This invention relates to polymers which exhibit release properties toward a wide variety of normally tacky and pressure-sensitive adhesive sheet materials.
For many years manufacturers of inherently tacky mastics or adhesives have protected the compositions with such anti-stick, or "abhesive" material as wax-coated paper, plastic films, plastic-coated paper, starch-impregnated fabrics, and extremely complex polymer systems. The last-named type of polymer has found particular application as a coating on the back surface of normally tacky and pressure-sensitive adhesive tape wound in roll form, where it functions as a so-called low adhesion backsize (LAB), facilitating use of the tape and preventing inadvertent transfer of the adhesive to the back surface. The force to separate the tape from an LAB coating typically ranges from 150 to 900 grams per inch of width, lower values generally causing roll instability and handling problems, and higher values making it excessively difficult to use the tape. For exemplary polymeric low adhesion backsizes, see U.S. Pat. Nos. 2,532,011, 2,607,711, 2,876,894, 3,318,852, and 3,342,625.
For some products, e.g., labels or large adhesive-coated sheets sold in other than roll form, it is desirable to have a protective release liner to which normally tacky and pressure-sensitive adhesives adhere very weakly; U.S. Pat. Nos. 3,230,289, 3,565,750, and 3,729,444 are illustrative of such products, all of which are based on a silicone coating of some type. The force to separate a pressure-sensitive adhesive from a silicone-treated surface is typically in the range of 10 to 40 grams per inch of width, usually much too low for use as a low adhesion backsize. Generally speaking, it has previously been almost impossible to obtain materials having release properties intermediate those of the LAB-type polymers and those of the silicones without sacrificing some other essential property.

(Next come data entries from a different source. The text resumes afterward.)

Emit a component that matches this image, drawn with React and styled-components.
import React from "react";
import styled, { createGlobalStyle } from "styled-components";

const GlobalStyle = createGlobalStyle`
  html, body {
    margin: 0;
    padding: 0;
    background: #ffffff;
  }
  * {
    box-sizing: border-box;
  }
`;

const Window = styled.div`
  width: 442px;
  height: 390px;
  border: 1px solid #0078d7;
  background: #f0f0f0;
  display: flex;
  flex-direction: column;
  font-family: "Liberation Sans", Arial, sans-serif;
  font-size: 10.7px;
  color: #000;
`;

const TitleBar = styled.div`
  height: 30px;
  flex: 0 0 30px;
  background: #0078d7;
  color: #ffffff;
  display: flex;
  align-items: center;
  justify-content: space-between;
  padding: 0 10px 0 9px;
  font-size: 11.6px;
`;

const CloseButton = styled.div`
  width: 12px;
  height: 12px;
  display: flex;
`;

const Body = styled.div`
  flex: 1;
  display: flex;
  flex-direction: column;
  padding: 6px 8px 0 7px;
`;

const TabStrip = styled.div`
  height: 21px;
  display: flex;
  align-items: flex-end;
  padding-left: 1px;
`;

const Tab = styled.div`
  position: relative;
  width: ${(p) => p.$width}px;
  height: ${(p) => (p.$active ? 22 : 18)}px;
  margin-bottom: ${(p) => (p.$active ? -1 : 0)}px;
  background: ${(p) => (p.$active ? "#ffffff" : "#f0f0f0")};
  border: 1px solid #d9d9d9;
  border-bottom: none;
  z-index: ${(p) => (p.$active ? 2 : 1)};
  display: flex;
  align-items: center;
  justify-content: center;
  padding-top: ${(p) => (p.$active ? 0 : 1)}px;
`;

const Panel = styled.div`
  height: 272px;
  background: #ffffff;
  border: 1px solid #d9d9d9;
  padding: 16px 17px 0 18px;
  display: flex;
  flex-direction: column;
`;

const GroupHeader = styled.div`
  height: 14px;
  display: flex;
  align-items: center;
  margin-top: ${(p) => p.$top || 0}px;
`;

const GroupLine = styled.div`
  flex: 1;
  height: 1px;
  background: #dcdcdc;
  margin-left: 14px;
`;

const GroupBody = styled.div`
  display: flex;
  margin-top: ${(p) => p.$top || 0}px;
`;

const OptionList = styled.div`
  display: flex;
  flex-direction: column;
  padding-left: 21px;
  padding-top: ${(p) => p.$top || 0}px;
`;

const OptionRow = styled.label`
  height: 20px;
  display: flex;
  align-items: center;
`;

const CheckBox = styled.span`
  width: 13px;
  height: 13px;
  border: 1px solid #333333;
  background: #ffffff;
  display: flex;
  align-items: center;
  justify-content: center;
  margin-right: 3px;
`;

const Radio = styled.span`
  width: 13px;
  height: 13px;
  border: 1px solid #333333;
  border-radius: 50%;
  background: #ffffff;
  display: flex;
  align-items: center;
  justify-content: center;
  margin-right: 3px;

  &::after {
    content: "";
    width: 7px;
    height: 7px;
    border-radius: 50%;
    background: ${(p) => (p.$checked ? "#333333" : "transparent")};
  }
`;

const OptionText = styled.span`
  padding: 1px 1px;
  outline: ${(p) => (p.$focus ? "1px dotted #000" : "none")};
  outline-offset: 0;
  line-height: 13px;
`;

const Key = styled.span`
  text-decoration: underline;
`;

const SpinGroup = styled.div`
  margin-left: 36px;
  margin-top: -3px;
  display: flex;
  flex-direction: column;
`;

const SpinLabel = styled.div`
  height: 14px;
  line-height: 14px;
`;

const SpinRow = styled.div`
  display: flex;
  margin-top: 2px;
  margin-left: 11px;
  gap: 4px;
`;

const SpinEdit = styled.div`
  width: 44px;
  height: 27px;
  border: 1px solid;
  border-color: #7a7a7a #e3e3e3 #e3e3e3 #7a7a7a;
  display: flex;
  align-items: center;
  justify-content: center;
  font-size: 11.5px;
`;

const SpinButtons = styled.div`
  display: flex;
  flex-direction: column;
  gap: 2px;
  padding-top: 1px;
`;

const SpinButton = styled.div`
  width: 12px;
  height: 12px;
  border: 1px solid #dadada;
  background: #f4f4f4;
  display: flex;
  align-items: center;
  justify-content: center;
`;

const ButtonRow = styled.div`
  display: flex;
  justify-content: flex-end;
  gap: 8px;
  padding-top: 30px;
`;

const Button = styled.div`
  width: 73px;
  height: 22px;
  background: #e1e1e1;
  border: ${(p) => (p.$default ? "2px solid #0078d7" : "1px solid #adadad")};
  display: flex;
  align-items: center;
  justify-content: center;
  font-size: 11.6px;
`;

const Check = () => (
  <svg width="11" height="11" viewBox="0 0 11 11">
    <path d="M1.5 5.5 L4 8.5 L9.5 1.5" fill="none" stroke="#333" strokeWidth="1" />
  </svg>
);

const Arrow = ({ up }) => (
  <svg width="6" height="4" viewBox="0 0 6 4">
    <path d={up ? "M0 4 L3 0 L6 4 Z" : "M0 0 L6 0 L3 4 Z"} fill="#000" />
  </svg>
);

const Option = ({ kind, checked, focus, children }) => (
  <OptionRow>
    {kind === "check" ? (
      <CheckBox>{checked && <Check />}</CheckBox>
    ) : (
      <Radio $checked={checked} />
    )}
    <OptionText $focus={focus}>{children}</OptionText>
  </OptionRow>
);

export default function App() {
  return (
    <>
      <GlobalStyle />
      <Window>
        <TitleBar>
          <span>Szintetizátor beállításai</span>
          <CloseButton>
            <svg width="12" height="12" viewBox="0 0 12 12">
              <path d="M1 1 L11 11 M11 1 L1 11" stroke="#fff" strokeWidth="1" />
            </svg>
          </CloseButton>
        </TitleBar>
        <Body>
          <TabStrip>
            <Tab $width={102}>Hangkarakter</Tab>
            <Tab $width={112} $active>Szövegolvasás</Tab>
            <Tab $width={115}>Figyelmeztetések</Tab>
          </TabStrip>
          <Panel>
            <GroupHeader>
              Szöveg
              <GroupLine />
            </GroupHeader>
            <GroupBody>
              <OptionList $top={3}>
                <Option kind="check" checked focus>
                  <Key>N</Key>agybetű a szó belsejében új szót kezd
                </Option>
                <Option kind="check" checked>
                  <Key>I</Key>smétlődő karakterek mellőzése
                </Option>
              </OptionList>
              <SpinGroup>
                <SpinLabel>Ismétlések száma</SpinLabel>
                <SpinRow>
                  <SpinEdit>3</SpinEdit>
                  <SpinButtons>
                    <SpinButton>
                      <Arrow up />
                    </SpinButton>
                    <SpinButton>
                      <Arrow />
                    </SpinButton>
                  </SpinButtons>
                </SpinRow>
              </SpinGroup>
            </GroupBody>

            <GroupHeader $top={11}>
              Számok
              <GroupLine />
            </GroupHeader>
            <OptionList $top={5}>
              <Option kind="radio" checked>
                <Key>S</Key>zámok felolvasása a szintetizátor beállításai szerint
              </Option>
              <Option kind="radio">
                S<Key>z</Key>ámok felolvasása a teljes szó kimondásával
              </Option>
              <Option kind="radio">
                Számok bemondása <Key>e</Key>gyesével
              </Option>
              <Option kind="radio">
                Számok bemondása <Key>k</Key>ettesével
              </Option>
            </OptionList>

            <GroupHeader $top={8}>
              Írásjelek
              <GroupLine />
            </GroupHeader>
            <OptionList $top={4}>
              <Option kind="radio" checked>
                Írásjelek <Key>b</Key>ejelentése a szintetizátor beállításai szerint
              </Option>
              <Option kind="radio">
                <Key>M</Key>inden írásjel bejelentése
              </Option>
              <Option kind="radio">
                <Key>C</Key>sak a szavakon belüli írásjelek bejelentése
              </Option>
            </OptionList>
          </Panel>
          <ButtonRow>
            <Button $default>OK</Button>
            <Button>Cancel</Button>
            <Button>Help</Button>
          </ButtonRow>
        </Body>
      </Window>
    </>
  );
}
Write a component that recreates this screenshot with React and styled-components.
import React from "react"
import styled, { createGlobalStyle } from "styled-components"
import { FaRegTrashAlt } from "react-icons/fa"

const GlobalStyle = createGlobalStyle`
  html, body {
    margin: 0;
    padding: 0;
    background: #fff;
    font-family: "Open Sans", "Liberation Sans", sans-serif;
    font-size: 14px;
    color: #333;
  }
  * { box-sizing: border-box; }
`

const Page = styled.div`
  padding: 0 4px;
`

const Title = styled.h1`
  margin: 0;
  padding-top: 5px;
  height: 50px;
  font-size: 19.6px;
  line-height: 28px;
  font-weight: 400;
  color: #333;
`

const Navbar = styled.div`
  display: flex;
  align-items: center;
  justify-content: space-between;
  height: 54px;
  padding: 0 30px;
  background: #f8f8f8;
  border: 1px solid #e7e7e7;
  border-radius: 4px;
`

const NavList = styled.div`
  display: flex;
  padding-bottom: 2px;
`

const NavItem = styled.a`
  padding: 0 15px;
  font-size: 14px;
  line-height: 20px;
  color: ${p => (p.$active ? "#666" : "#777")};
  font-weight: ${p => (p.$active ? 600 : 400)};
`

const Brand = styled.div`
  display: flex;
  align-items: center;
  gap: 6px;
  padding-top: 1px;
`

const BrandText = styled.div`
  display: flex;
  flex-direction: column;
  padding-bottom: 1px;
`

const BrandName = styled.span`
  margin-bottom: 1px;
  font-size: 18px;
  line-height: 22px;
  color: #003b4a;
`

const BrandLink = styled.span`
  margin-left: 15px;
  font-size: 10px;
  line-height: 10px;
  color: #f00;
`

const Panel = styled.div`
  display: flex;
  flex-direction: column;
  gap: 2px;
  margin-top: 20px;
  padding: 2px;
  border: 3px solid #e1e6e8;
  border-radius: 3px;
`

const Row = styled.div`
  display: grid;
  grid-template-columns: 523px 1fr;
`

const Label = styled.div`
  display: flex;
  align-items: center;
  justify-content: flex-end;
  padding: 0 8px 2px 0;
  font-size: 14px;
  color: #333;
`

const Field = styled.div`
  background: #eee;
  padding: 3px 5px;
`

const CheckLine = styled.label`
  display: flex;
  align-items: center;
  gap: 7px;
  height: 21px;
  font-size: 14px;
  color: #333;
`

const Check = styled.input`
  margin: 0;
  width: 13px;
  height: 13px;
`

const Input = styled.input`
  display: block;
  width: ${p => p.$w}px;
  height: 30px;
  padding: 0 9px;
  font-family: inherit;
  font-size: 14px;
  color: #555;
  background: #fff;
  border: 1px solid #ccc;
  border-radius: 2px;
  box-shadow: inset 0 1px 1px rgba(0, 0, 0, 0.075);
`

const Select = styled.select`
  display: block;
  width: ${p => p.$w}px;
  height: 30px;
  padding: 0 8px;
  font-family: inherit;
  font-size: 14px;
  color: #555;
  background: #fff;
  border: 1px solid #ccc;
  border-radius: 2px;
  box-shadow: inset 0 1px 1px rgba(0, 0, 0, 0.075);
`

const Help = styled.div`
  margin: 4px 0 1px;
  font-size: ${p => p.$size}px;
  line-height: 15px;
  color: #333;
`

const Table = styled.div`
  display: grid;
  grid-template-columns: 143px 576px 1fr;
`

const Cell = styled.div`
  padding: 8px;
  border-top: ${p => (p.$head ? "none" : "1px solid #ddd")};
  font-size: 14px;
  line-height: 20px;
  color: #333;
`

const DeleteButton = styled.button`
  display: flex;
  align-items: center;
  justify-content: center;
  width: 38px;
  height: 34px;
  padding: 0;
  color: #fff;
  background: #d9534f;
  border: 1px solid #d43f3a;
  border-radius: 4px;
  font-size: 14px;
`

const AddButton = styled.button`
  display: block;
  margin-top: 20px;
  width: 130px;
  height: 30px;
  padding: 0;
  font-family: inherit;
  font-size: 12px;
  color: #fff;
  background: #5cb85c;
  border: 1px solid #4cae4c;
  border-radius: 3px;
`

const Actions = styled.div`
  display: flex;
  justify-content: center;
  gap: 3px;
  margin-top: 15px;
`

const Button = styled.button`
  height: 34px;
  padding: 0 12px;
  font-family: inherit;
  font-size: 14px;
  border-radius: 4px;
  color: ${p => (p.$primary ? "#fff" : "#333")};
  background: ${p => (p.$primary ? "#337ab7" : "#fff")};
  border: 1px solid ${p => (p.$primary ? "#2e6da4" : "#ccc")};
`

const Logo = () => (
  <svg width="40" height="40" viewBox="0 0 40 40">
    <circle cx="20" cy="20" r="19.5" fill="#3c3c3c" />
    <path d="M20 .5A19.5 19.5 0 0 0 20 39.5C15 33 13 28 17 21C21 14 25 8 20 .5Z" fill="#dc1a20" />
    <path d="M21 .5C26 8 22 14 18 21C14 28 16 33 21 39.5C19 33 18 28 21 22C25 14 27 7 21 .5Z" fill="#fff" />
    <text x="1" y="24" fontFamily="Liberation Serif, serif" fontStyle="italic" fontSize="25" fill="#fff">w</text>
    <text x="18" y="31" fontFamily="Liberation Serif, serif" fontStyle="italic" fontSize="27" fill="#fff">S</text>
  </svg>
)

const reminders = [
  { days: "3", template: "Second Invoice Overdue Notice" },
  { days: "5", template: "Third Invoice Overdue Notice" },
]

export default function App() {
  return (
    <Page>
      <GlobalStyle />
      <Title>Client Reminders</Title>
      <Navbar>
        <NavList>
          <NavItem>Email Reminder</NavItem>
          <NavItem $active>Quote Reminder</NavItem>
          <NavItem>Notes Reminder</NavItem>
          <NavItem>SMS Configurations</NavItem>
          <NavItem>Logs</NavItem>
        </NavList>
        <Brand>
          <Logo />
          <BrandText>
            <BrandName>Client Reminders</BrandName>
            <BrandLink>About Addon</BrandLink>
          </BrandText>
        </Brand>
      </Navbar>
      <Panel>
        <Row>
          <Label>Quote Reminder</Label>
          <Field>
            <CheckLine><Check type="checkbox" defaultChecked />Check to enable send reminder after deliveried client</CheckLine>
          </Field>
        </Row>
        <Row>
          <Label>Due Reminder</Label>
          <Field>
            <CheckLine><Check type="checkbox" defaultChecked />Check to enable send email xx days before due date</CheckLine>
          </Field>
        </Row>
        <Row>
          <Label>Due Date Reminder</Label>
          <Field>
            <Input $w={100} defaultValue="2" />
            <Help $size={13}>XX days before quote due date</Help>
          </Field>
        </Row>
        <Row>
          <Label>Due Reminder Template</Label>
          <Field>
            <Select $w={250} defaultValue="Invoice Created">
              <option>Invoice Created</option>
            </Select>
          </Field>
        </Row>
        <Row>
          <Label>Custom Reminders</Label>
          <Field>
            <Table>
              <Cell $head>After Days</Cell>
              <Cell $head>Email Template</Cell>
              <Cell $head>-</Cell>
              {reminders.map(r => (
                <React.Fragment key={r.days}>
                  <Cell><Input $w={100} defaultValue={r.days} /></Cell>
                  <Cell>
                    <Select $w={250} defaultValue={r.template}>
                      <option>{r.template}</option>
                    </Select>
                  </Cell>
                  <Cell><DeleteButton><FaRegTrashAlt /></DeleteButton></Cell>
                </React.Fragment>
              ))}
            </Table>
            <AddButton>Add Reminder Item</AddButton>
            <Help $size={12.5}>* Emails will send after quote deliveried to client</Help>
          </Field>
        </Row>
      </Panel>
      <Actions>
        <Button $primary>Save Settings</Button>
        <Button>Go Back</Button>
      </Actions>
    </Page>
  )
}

Recognizing the desirability of a release coating having properties intermediate the 40 grams per inch shown by the extremely expensive silicones and the 600 grams per inch shown by more modestly priced typical low adhesion backsizes, attempts have been made to modify the silicone polymers by blending or reacting them with other less effective release materials; see, e.g., U.S. Pat. Nos. 3,328,482, 3,723,566, and 3,770,687. Some of the resultant modifications so contaminate a pressure-sensitive adhesive that it loses its tack, while others gradually react with a pressure-sensitive adhesive in such a manner that they cannot be separated after aging. Other compositions are difficult to reproduce with consistency, exhibit changed release properties as the silicone gradually migrates to the surface, require cure temperatures so high that they adversely affect the substrate on which they are coated, or are effective only with a few specific adhesives.